Seamus was waiting in the kitchen.

‘I spoke hard to her, Seamus.’

‘Joseph an’ Mary,’ said Seamus, stung by this.

‘I don’t know why, exactly.’

‘What did ye say, for all that?’

‘I told her she was stubborn, enormously stubborn.’

‘Aye, an’ you told th’ God’s truth, it’s just that your timin’ was off.’

At Broughadoon, he changed clothes, ran along the lake path, but no time for the Mass rock expedition. Back at the lodge, he shared a late lunch with Cynthia, their bed a picnic blanket.

He gave her the full report from Catharmore. ‘Your turn now,’ he said. ‘Tell me everything.’

‘I’ve been thinking how we’ll never have this time again, that it’s come to us as a gift, though maybe we don’t know how to open it.’

‘I think we’ve opened it and we’re unsure of the contents,’ he said.

She laughed, spooned crème fraîche into her bowl of fruit.

‘You’re an amazing woman, Kav’na. But I worry about you. No tears, no lashing out at the unfairness of life. You’re a better man than I am.’

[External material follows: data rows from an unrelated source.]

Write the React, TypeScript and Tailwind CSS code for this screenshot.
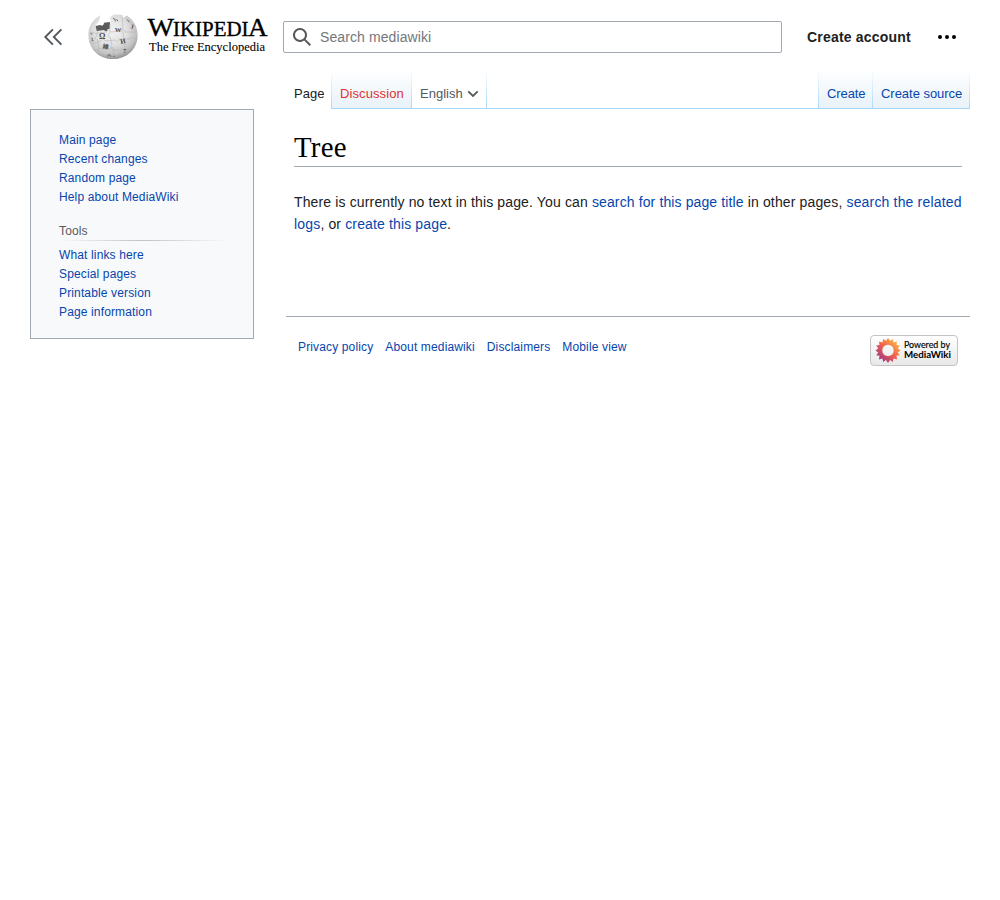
import React from "react";

const link = "text-[#0645ad]";

function Globe() {
  return (
    <svg width="50" height="50" viewBox="0 0 50 50" className="block shrink-0" aria-label="Puzzle globe">
      <defs>
        <radialGradient id="globe" cx="0.45" cy="0.36" r="0.67">
          <stop offset="0" stopColor="#f4f4f4" />
          <stop offset="0.5" stopColor="#e0e0e0" />
          <stop offset="0.8" stopColor="#c0c0c0" />
          <stop offset="1" stopColor="#888" />
        </radialGradient>
      </defs>
      <path
        d="M12.8 2.1C5.2 6.2.4 13.1.4 21.4.4 36 11 46 24.9 46c14 0 24.7-10.2 24.7-23.6 0-8.5-3.9-15.4-10.1-19.4-1.2-.8-2 .2-2.7.9-1.3 1-2.6 0-2.2-1.7C31.4 1.3 28 1.3 24.8 1.8c-.2 1.8-1.7 1.6-2.8 2.2-1 .9-.2 2.4.8 2.3l-.7 5.2-5 1-3.8 2.1-5.4.2c-.9-2.8.9-4 2.2-5.4 1.9-1.1.9-5.2 2.7-7.3Z"
        fill="url(#globe)"
      />
      <path d="m7.6 13.1 4.5-1.2 2 .9 1.5-1.2.4-1.9 6-.7-.5 7-1.9.1c-.1 2.8-3 2.8-3.3 1l-7.5 1Z" fill="#5b5b5b" />
      <g fill="none" stroke="#adadad" strokeWidth="0.5">
        <path d="M2 20c3-2 5 2 8 0l9-1c1-4 4 0 4 0l10-1c1-3 4-1 4 1l11 0M1 29c3-1 3 3 6 1l6-2c1-3 4-2 4 0l10-1c1 3 5 1 4-1l11 0c0-3 4-2 4 0h3M5 37c5 1 6-3 9-1l8 0c2-3 5-1 4 1l9 0c1-2 4-2 4 0l5 0" />
        <path d="m9 18 0 5c-3 1-2 4 1 4l1 12 4 5M22 11l0 9c-3 1-2 4 0 4l2 8c-2 2-2 4 1 4l1 9M34 5l1 10c-3 1-2 4 0 4l1 8c-3 2-1 5 1 4l0 9M41 6c0 5 5 5 3 11" />
      </g>
      <g fill="#4b4b4b" fontFamily='"Liberation Serif", serif' fontWeight="bold" textAnchor="middle">
        <text x="14.3" y="26" fontSize="8">Ω</text>
        <text x="30" y="19.3" fontSize="6.6">W</text>
        <text x="35" y="30.5" fontSize="7" transform="rotate(-12 35 28)">И</text>
        <text x="17.7" y="35.8" fontSize="6" fontFamily='"Noto Sans CJK JP", sans-serif' transform="rotate(8 17.7 34)">維</text>
        <text x="36.5" y="39.5" fontSize="5.5">7</text>
        <text x="44" y="15.7" fontSize="6" transform="rotate(12 44 14)">J</text>
      </g>
      <g fill="none" stroke="#666" strokeWidth="1">
        <path d="m25 5 2.2 1.6 0 1.8M28.6 6.2l1.3 2M2.5 20.5l1.8.8M3.2 25.5c.9-1 2 .2 1 1.2s.6 1.6 1.4.8M19.8 43.4l.4-1.6 2 .2.5 1.8M25.2 43.7l1.6-.7M39 6.5l2 2.4" />
      </g>
    </svg>
  );
}

function Wordmark() {
  return (
    <svg width="121" height="42" viewBox="0 0 121 42" className="ml-[9px] block shrink-0 overflow-visible" fontFamily='"Liberation Serif", serif' fill="#000">
      <g stroke="#000" strokeWidth="0.35">
        <text x="0.5" y="23.3" fontSize="26" textLength="26.5" lengthAdjust="spacingAndGlyphs">W</text>
        <text x="26" y="23.3" fontSize="20" textLength="75.5" lengthAdjust="spacingAndGlyphs">IKIPEDI</text>
        <text x="101" y="23.3" fontSize="26" textLength="19.5" lengthAdjust="spacingAndGlyphs">A</text>
      </g>
      <text x="2" y="37.7" fontSize="13.4" textLength="116" lengthAdjust="spacingAndGlyphs" stroke="#000" strokeWidth="0.1">The Free Encyclopedia</text>
    </svg>
  );
}

function Flower() {
  return (
    <svg width="26" height="26" viewBox="-13 -12.4 26 26" className="block shrink-0">
      <defs>
        <linearGradient id="petals" gradientUnits="userSpaceOnUse" x1="8" y1="-9" x2="-8" y2="9">
          <stop stopColor="#fcb045" />
          <stop offset="0.5" stopColor="#f0604d" />
          <stop offset="1" stopColor="#a33a80" />
        </linearGradient>
      </defs>
      <path
        fill="url(#petals)"
        fillRule="evenodd"
        d="M0-12.4 2.1-9.6 4.8-11.4 5.6-8 9-9 8.5-5.4 11.7-4.8 9.8-2 12.5 0 9.8 2 11.7 4.8 8.5 5.4 9 9 5.6 8 4.8 11.6 2.1 9.6 0 12.6-2.1 9.6-4.8 11.6-5.6 8-9 9-8.5 5.4-11.7 4.8-9.8 2-12.5 0-9.8-2-11.7-4.8-8.5-5.4-9-9-5.6-8-4.8-11.4-2.1-9.6ZM5.7 0A5.7 5.7 0 1 0-5.7 0 5.7 5.7 0 1 0 5.7 0Z"
      />
    </svg>
  );
}

function Divider() {
  return <span className="w-px shrink-0 bg-linear-to-b from-white to-[#a7d7f9]" />;
}

function Tab({ children, className }: { children: React.ReactNode; className: string }) {
  return <a className={`flex h-full shrink-0 items-start whitespace-nowrap pl-2 pt-[17px] leading-[15px] ${className}`}>{children}</a>;
}

const blueTab = "bg-linear-to-b from-white to-[#e8f2f8] border-b border-[#a7d7f9]";

function Links({ items }: { items: string[] }) {
  return (
    <ul>
      {items.map((item) => (
        <li key={item} className="h-[19px] leading-[19px]">
          <a className={link}>{item}</a>
        </li>
      ))}
    </ul>
  );
}

export default function App() {
  return (
    <div className="h-[900px] w-[1000px] bg-white px-[30px] font-['Liberation_Sans',Arial,sans-serif] text-[#202122]">
      <header className="flex h-[69px] items-start">
        <svg width="20" height="20" viewBox="0 0 20 20" className="ml-[13px] mt-[27px] shrink-0" fill="none" stroke="#54595d" strokeWidth="1.9">
          <path d="m9.9 2.4-7.6 7.6 7.6 7.6M18.4 2.4 10.8 10l7.6 7.6" />
        </svg>
        <div className="ml-[25px] mt-[13px] flex items-start">
          <Globe />
          <Wordmark />
        </div>
        <div className="ml-[15px] mt-[21px] flex h-8 w-[499px] shrink-0 items-center rounded-[2px] border border-[#a2a9b1] pl-2">
          <svg width="20" height="20" viewBox="0 0 20 20" fill="#54595d" className="shrink-0">
            <path fillRule="evenodd" d="M12.2 13.6a7 7 0 1 1 1.4-1.4l5.4 5.4-1.4 1.4zM3 8a5 5 0 1 0 10 0A5 5 0 0 0 3 8" />
          </svg>
          <input className="ml-2 w-full text-[14px] tracking-[0.1px] outline-none placeholder:text-[#72777d]" placeholder="Search mediawiki" />
        </div>
        <a className="ml-[25px] mt-[29px] whitespace-nowrap text-[14px] font-bold leading-4 tracking-[0.2px]">Create account</a>
        <svg width="20" height="20" viewBox="0 0 20 20" className="ml-auto mr-[13px] mt-[27px] shrink-0">
          <circle cx="3" cy="10" r="2" />
          <circle cx="10" cy="10" r="2" />
          <circle cx="17" cy="10" r="2" />
        </svg>
      </header>
      <div className="flex">
        <aside className="mt-10 h-[230px] w-[224px] shrink-0 border border-[#a2a9b1] bg-[#f8f9fa] pl-7 pt-[21px] text-[12px] tracking-[0.14px]">
          <Links items={["Main page", "Recent changes", "Random page", "Help about MediaWiki"]} />
          <h3 className="mt-[15px] h-[18px] leading-[18px] text-[#54595d]">Tools</h3>
          <div className="mb-[5px] h-px w-[168px] bg-linear-to-r from-transparent via-[#c0c4c9] via-50% to-transparent" />
          <Links items={["What links here", "Special pages", "Printable version", "Page information"]} />
        </aside>
        <div className="ml-8 w-[684px]">
          <nav className="flex h-10 text-[13px]">
            <Tab className="w-[45px] text-[#202122]">Page</Tab>
            <Divider />
            <Tab className={`w-[79px] tracking-[0.1px] ${blueTab} text-[#d33]`}>Discussion</Tab>
            <Divider />
            <Tab className="w-[74px] border-b border-[#a7d7f9] text-[#54595d]">
              English
              <svg width="12" height="12" viewBox="0 0 12 12" className="ml-1 mt-[2px] shrink-0" fill="none" stroke="#54595d" strokeWidth="1.8">
                <path d="M1.3 3.3 6 8l4.7-4.7" />
              </svg>
            </Tab>
            <Divider />
            <span className="grow border-b border-[#a7d7f9]" />
            <Divider />
            <Tab className={`w-[53px] tracking-[-0.1px] ${blueTab} ${link}`}>Create</Tab>
            <Divider />
            <Tab className={`w-[96px] tracking-[-0.03px] ${blueTab} ${link}`}>Create source</Tab>
            <Divider />
          </nav>
          <main className="h-[207px] px-2">
            <h1 className="h-[58px] border-b border-[#a2a9b1] pt-[20px] font-['Liberation_Serif',serif] text-[28.8px] leading-[37px] tracking-[0.25px] text-black">Tree</h1>
            <p className="-mr-1 mt-6 text-[14px] leading-[22.4px] tracking-[0.14px]">
              There is currently no text in this page. You can <a className={`${link} tracking-[0.12px]`}>search for this page title</a> in other pages,{" "}
              <a className={`${link} tracking-[0.17px]`}>search the related logs</a>, or <a className={link}>create this page</a>.
            </p>
          </main>
          <footer className="flex items-start justify-between border-t border-[#a2a9b1] px-3 text-[12px]">
            <div className={`mt-[21px] flex gap-3 leading-[18px] tracking-[0.14px] ${link}`}>
              <a>Privacy policy</a>
              <a>About mediawiki</a>
              <a>Disclaimers</a>
              <a>Mobile view</a>
            </div>
            <div className="mt-[18px] flex h-[31px] w-[88px] items-center rounded-[4px] border border-[#c4c4c4] bg-linear-to-b from-white to-[#e8e8e8] pl-[4px]">
              <Flower />
              <svg width="50" height="25" viewBox="0 0 50 25" className="ml-[2px] shrink-0 overflow-visible" fontFamily="Lato, sans-serif" fill="#000">
                <text x="1" y="10" fontSize="9" textLength="46" lengthAdjust="spacingAndGlyphs" stroke="#000" strokeWidth="0.15">Powered by</text>
                <text x="1" y="20.2" fontSize="9.6" fontWeight="bold" textLength="47" lengthAdjust="spacingAndGlyphs">MediaWiki</text>
              </svg>
            </div>
          </footer>
        </div>
      </div>
    </div>
  );
}
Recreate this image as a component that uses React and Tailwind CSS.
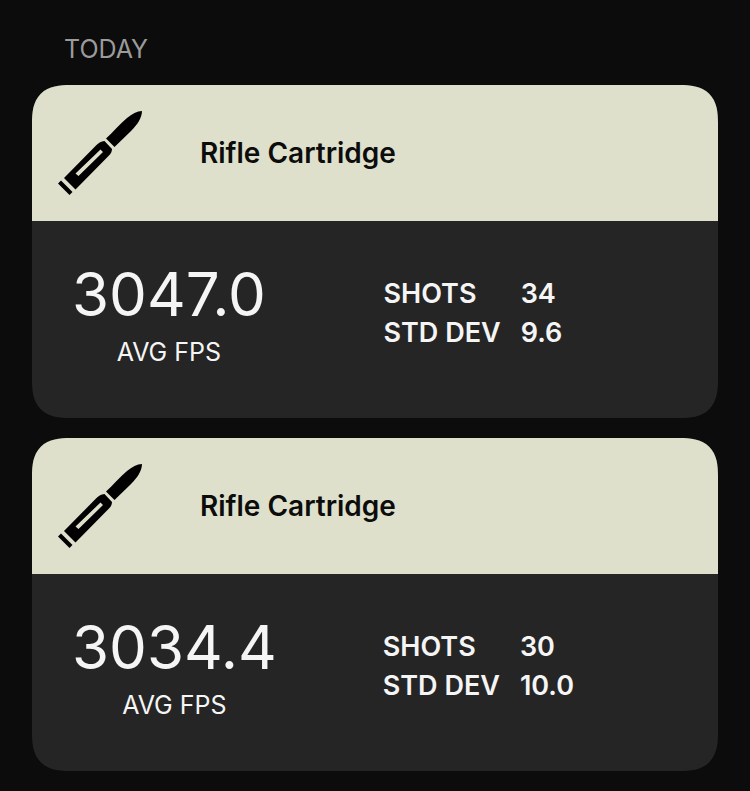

‘Oh, but I did go nuts, Timothy, the day you and Liam went to the lough I completely lost it, but there was no pleasure in it. Remember me, sweetheart? I’m the girl who tried to take her own life. Since then, life has looked pretty good-I’ve learned that, if nothing else. Besides, I’ll probably never do this again, loll about like the queen of the Nile. I’ve surrendered to it; it is what it is. I can’t even apologize anymore, to you or anyone else.’

‘That’s an achievement.’

‘And I’m not sorry at all to miss days of popping in and out of hotels, packing and unpacking. ’

‘It’s the long confinement I worry about. You’re not the woman for it.’

‘I have company all the time. Anna, Bella, and now Maureen, our honey in the rock, and Irish poets from the sixth century to Seamus Heaney-Between my fingers and my thumb, the squat pen rests…’

‘That’s everything you have to tell me?’

‘And there’s the wonderful view of the lough and the dear old beeches for company, and think of all the sleep I’m getting.’

‘Yes, but is that everything?’

‘As soon as we get home, I’m going to start another book.’

He took her hand and kissed it.

‘That’s my girl,’ he said.

When he delivered the tray to the kitchen, he heard the fiddle. Close by, he thought, listening. In the lodge. Yes. The music was coming from Ibiza.